** start of Provided data **

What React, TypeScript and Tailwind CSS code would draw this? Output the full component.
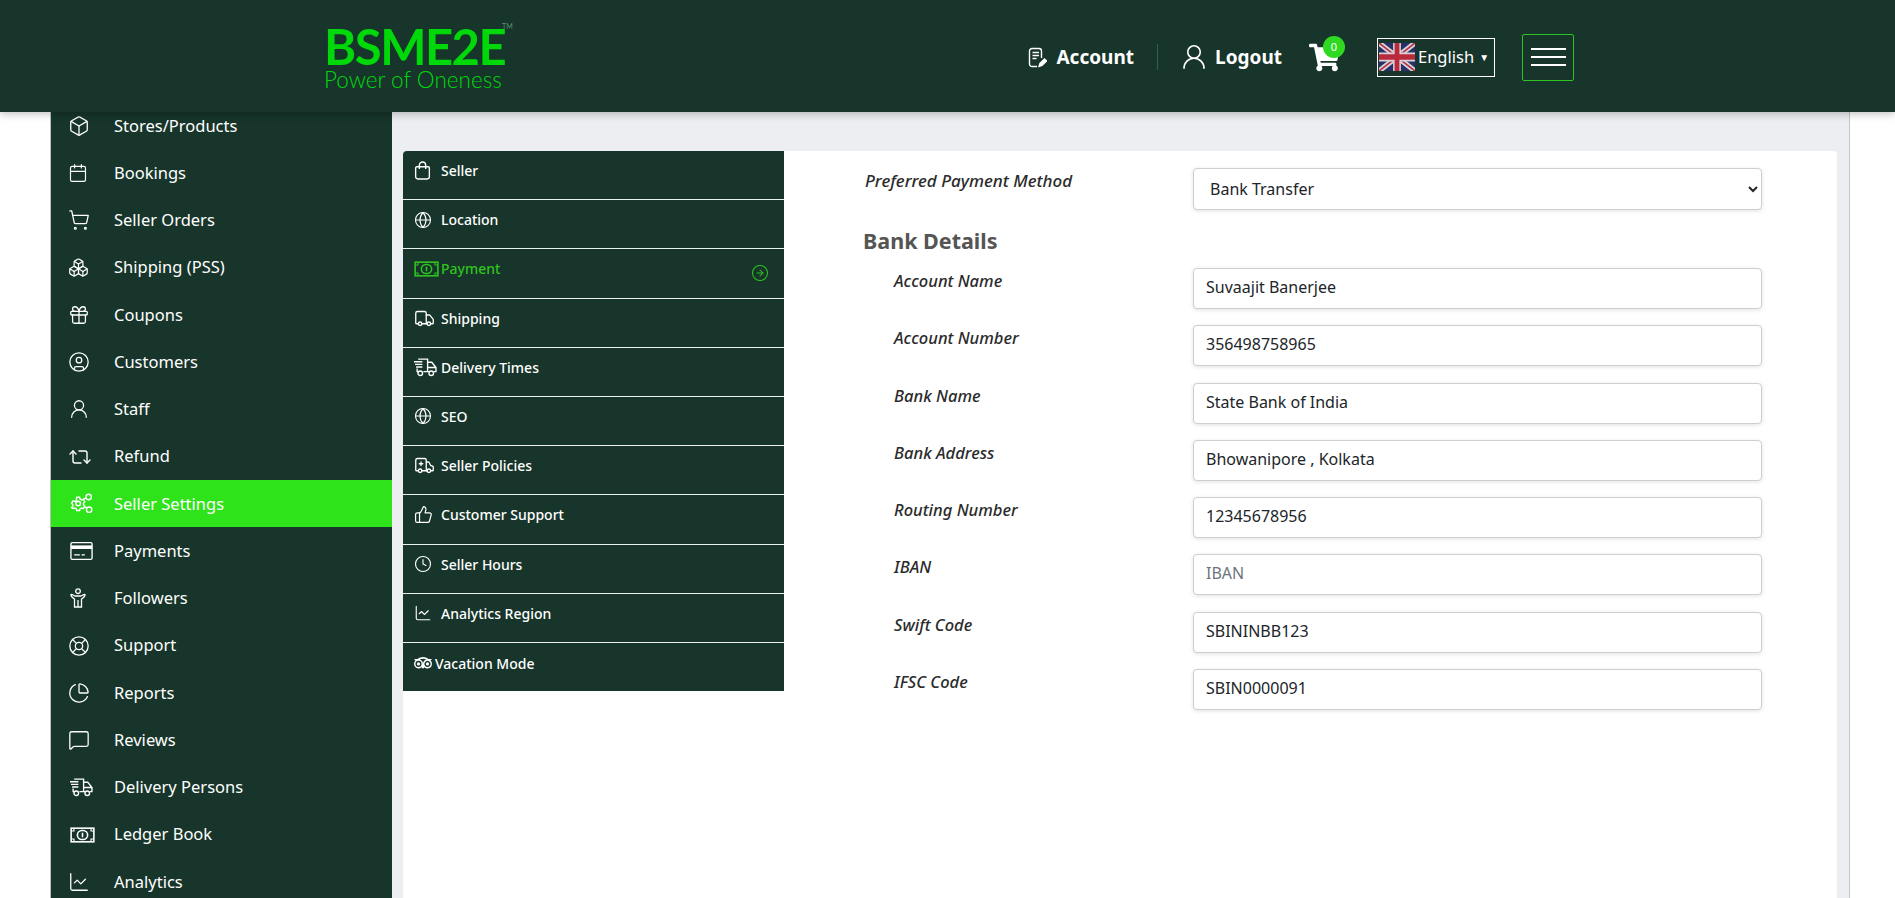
import React from "react";
import {
  Box, Calendar, ShoppingCart, Boxes, Gift, CircleUser, UserRound, Repeat2, LifeBuoy, ChartPie,
  MessageSquare, ChartLine, Globe, Truck, Ambulance, ThumbsUp, Clock, CircleArrowRight,
} from "lucide-react";
import { FaShoppingCart, FaTripadvisor } from "react-icons/fa";

type IconT = React.FC<{ className?: string; size?: number; strokeWidth?: number }>;

const SettingsGroup: IconT = ({ className }) => (
  <svg viewBox="0 0 24 22" className={className} fill="none" stroke="currentColor" strokeWidth="1.5" width="23" height="21">
    <circle cx="8.5" cy="11" r="2.4" />
    <path d="M7 4.5h3l.5 1.8 1.7.9 1.8-.6 1.4 2.6-1.3 1.3v1.9l1.3 1.3-1.4 2.6-1.8-.6-1.7.9-.5 1.8H7l-.5-1.8-1.7-.9-1.8.6L1.6 15.3l1.3-1.3v-1.9L1.6 10.8 3 8.2l1.8.6 1.7-.9z" />
    <circle cx="19.5" cy="4.2" r="2.8" />
    <circle cx="20" cy="17.5" r="2.8" />
    <path d="M14 6.5l3-1.4M15.5 14.5l2.2 1.3" />
  </svg>
);
const CardIcon: IconT = ({ className }) => (
  <svg viewBox="0 0 20 16" className={className} width="23" height="18" fill="none">
    <rect x="0.6" y="0.6" width="18.8" height="14.8" rx="1.2" stroke="currentColor" strokeWidth="1.2" />
    <rect x="0.6" y="3" width="18.8" height="3.2" fill="currentColor" />
    <path d="M3.5 11.5h5M10 11.5h3" stroke="currentColor" strokeWidth="1.2" />
  </svg>
);
const PersonUp: IconT = ({ className }) => (
  <svg viewBox="0 0 16 20" className={className} width="16" height="20" fill="none" stroke="currentColor" strokeWidth="1.3">
    <circle cx="8" cy="3.2" r="2.3" />
    <path d="M1 6.5c1.5-.5 2.5 1 4 1.5h6c1.500-.5 2.500-2 4-1.500.3 2-2 3.500-3.500 4.500V19h-7v-8C3 10 .7 8.500 1 6.500zM8 12v7" />
  </svg>
);
const FastTruck: IconT = ({ className }) => (
  <svg viewBox="0 0 22 18" className={className} width="23" height="19" fill="none" stroke="currentColor" strokeWidth="1.3">
    <path d="M4 1h9v12H9M4 13H3v-3M13 4h4l4 5v4h-2M13 13h1.500M13 9h8" />
    <path d="M0 3.500h8M1 6h7M2 8.500h6" />
    <circle cx="6" cy="14.500" r="2.200" />
    <circle cx="16.500" cy="14.500" r="2.200" />
  </svg>
);
const Money: IconT = ({ className }) => (
  <svg viewBox="0 0 22 14" className={className} width="25" height="16" fill="none" stroke="currentColor" strokeWidth="1.400">
    <rect x="1" y="1" width="20" height="12" />
    <path d="M1 3.500h2.500V1M21 3.500h-2.500V1M1 10.500h2.500V13M21 10.500h-2.500V13" strokeWidth="1" />
    <rect x="6.500" y="3" width="9" height="8" rx="4" />
    <path d="M11 5v4" />
  </svg>
);
const Bag: IconT = ({ className }) => (
  <svg viewBox="0 0 16 18" className={className} width="17" height="19" fill="none" stroke="currentColor" strokeWidth="1.300">
    <path d="M2.500 5.500h11a1 1 0 0 1 1 1V15a2 2 0 0 1-2 2h-9a2 2 0 0 1-2-2V6.500a1 1 0 0 1 1-1z" />
    <path d="M5 7.500V4a3 3 0 0 1 6 0v3.500" />
  </svg>
);
const NotePen: IconT = ({ className }) => (
  <svg viewBox="0 0 19 21" className={className} width="19" height="21" fill="none" stroke="currentColor" strokeWidth="1.400">
    <path d="M9 19.500H4a2.500 2.500 0 0 1-2.500-2.500V4A2.500 2.500 0 0 1 4 1.500h7A2.500 2.500 0 0 1 13.500 4v7" />
    <path d="M4.500 5.500h6.500M4.500 8.500h6.500M4.500 11.500h4" />
    <path d="M11 19.500l1-3 4.500-4.500 2 2-4.500 4.500z" fill="currentColor" />
  </svg>
);
const Flag = () => (
  <svg viewBox="0 0 60 40" width="36" height="28" preserveAspectRatio="none" className="block">
    <rect width="60" height="40" fill="#28306b" />
    <path d="M0 0L60 40M60 0L0 40" stroke="#d8d3d8" strokeWidth="8" />
    <path d="M0 0L60 40M60 0L0 40" stroke="#b8303f" strokeWidth="2.500" />
    <path d="M30 0V40M0 20H60" stroke="#d8d3d8" strokeWidth="13" />
    <path d="M30 0V40M0 20H60" stroke="#bb2a3c" strokeWidth="8" />
  </svg>
);

const side: [string, IconT, number][] = [
  ["Stores/Products", Box, 22],
  ["Bookings", Calendar, 20],
  ["Seller Orders", ShoppingCart, 22],
  ["Shipping (PSS)", Boxes, 21],
  ["Coupons", Gift, 22],
  ["Customers", CircleUser, 22],
  ["Staff", UserRound, 22],
  ["Refund", Repeat2, 24],
  ["Seller Settings", SettingsGroup, 0],
  ["Payments", CardIcon, 0],
  ["Followers", PersonUp, 0],
  ["Support", LifeBuoy, 22],
  ["Reports", ChartPie, 22],
  ["Reviews", MessageSquare, 22],
  ["Delivery Persons", FastTruck, 0],
  ["Ledger Book", Money, 0],
  ["Analytics", ChartLine, 22],
];

const tabs: [string, IconT, number][] = [
  ["Seller", Bag, 0],
  ["Location", Globe, 18],
  ["Payment", Money, 0],
  ["Shipping", Truck, 21],
  ["Delivery Times", FastTruck, 0],
  ["SEO", Globe, 18],
  ["Seller Policies", Ambulance, 21],
  ["Customer Support", ThumbsUp, 19],
  ["Seller Hours", Clock, 18],
  ["Analytics Region", ChartLine, 18],
];

const fields: [string, string, string][] = [
  ["Account Name", "Suvaajit Banerjee", ""],
  ["Account Number", "356498758965", ""],
  ["Bank Name", "State Bank of India", ""],
  ["Bank Address", "Bhowanipore , Kolkata", ""],
  ["Routing Number", "12345678956", ""],
  ["IBAN", "", "IBAN"],
  ["Swift Code", "SBININBB123", ""],
  ["IFSC Code", "SBIN0000091", ""],
];

function Icon({ I, s, sw }: { I: IconT; s: number; sw: number }) {
  return s ? <I size={s} strokeWidth={sw} /> : <I />;
}

export default function App() {
  return (
    <div className="flex h-[898px] w-[1895px] flex-col overflow-hidden bg-white font-['Noto_Sans',sans-serif]">
      <header className="relative z-10 flex h-[112px] shrink-0 items-center bg-[#17352a] pl-[324px] pr-[321px] pt-[2px] text-white shadow-[0_2px_8px_rgba(0,0,0,0.25)]">
        <div className="mt-[4px] flex w-[190px] flex-col text-[#00d80a]">
          <div className="relative mb-[1px] font-['Lato',sans-serif] text-[49px] font-bold leading-[40px] tracking-[-1.500px]">
            BSME2E
            <span className="absolute left-[178px] top-[-3px] text-[7px] font-normal leading-none tracking-normal text-[#5b8f6c]">TM</span>
          </div>
          <div className="font-['Lato',sans-serif] text-[22.500px] font-light leading-[26px]">Power of Oneness</div>
        </div>
        <div className="ml-auto flex items-center">
          <NotePen className="mr-[9px]" />
          <span className="text-[19px] font-bold leading-none">Account</span>
          <div className="ml-[23px] mr-[21px] h-[26px] w-px bg-[#3a5a4d]" />
          <UserRound size={30} strokeWidth={1.300} className="mr-[6px]" />
          <span className="text-[19px] font-bold leading-none">Logout</span>
          <div className="relative ml-[27px] mr-[37px]">
            <FaShoppingCart size={31} />
            <span className="absolute left-[14px] top-[-6px] flex h-[22px] w-[22px] items-center justify-center rounded-full bg-[#30d921] text-[11px] leading-none">0</span>
          </div>
          <div className="flex h-[39px] w-[118px] items-center border border-white pl-[1px]">
            <Flag />
            <span className="ml-[3px] text-[16.500px] leading-none">English</span>
            <span className="ml-[5px] text-[10px] leading-none">▼</span>
          </div>
          <button className="ml-[27px] flex h-[47px] w-[52px] flex-col items-center justify-center gap-[6px] rounded-[2px] border border-[#2fc31f]">
            <span className="h-[2px] w-[35px] bg-white" />
            <span className="h-[2px] w-[35px] bg-white" />
            <span className="h-[2px] w-[35px] bg-white" />
          </button>
        </div>
      </header>

      <div className="flex min-h-0 flex-1 pl-[50px] pr-[45px]">
        <aside className="w-[342px] shrink-0 overflow-hidden border-l border-[#b9c0bc] bg-[#17352a] text-white">
          <nav className="-mt-[9.800px]">
            {side.map(([label, I, s]) => (
              <div key={label} className={`flex h-[47.250px] items-center ${label === "Seller Settings" ? "bg-[#2fe31b]" : ""}`}>
                <span className={`flex w-[63px] shrink-0 items-center ${s ? "pl-[17px]" : "pl-[19px]"}`}>
                  <Icon I={I} s={s} sw={1.400} />
                </span>
                <span className="text-[16.500px] leading-none">{label}</span>
              </div>
            ))}
          </nav>
        </aside>

        <main className="min-w-0 flex-1 border-r border-[#c4c6c9] bg-[#eceef2] pl-[11px] pr-[12px] pt-[39px]">
          <div className="flex h-full rounded-t-[4px] bg-white">
            <div className="h-[540px] w-[381px] shrink-0 overflow-hidden rounded-tl-[4px] bg-[#17352a] text-white">
              {tabs.map(([label, I, s]) => {
                const active = label === "Payment";
                return (
                  <div key={label} className={`relative flex h-[49.200px] border-b border-[#e8f3ee] pl-[11px] pt-[11px] ${active ? "text-[#2fc31f]" : ""}`}>
                    <span className="flex h-[17px] w-[27px] shrink-0 items-center">
                      <Icon I={I} s={s} sw={1.500} />
                    </span>
                    <span className="text-[14px] font-medium leading-[17px]">{label}</span>
                    {active && <CircleArrowRight size={18} strokeWidth={1.400} className="absolute right-[15px] top-[15px]" />}
                  </div>
                );
              })}
              <div className="flex h-[49px] items-start pl-[11px] pt-[12px]">
                <span className="flex h-[17px] w-[21px] items-center"><FaTripadvisor size={18} /></span>
                <span className="text-[14px] font-medium leading-[17px]">Vacation Mode</span>
              </div>
            </div>

            <div className="min-w-0 flex-1 pl-[81px] pr-[74px] pt-[17px]">
              <div className="flex h-[42px]">
                <label className="w-[328px] shrink-0 pt-[1px] text-[17px] font-medium italic leading-[24px] text-[#2b2b2b]">Preferred Payment Method</label>
                <select className="h-[42px] w-[569px] rounded-[4px] border border-[#cfcfcf] bg-white pl-[12px] pr-[6px] text-[16px] text-[#212529] shadow-[0_1px_4px_rgba(0,0,0,0.12)] outline-none">
                  <option>Bank Transfer</option>
                </select>
              </div>
              <h2 className="-ml-[2px] mb-[13px] mt-[16px] h-[29px] text-[21.500px] font-bold leading-[29px] text-[#555555]">Bank Details</h2>
              <div className="flex flex-col gap-[16.300px]">
                {fields.map(([label, value, ph]) => (
                  <div key={label} className="flex h-[41px]">
                    <label className="w-[328px] shrink-0 pl-[29px] pt-[1px] text-[16.500px] font-medium italic leading-[24px] text-[#2b2b2b]">{label}</label>
                    <input
                      readOnly
                      value={value}
                      placeholder={ph}
                      className="h-[41px] w-[569px] rounded-[4px] border border-[#cfcfcf] bg-white px-[12px] pb-[3px] text-[16px] text-[#212529] shadow-[0_1px_4px_rgba(0,0,0,0.12)] outline-none placeholder:text-[#6c757d]"
                    />
                  </div>
                ))}
              </div>
            </div>
          </div>
        </main>
      </div>
    </div>
  );
}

** end of Provided data **

The problem: Transcribe the opening line of the listing above, please, and every line after it through the line with "string; size?: number;", word for word, without pictures.

Exercise result:
What React, TypeScript and Tailwind CSS code would draw this? Output the full component.
import React from "react";
import {
  Box, Calendar, ShoppingCart, Boxes, Gift, CircleUser, UserRound, Repeat2, LifeBuoy, ChartPie,
  MessageSquare, ChartLine, Globe, Truck, Ambulance, ThumbsUp, Clock, CircleArrowRight,
} from "lucide-react";
import { FaShoppingCart, FaTripadvisor } from "react-icons/fa";

type IconT = React.FC<{ className?: string; size?: number; strokeWidth?: number }>;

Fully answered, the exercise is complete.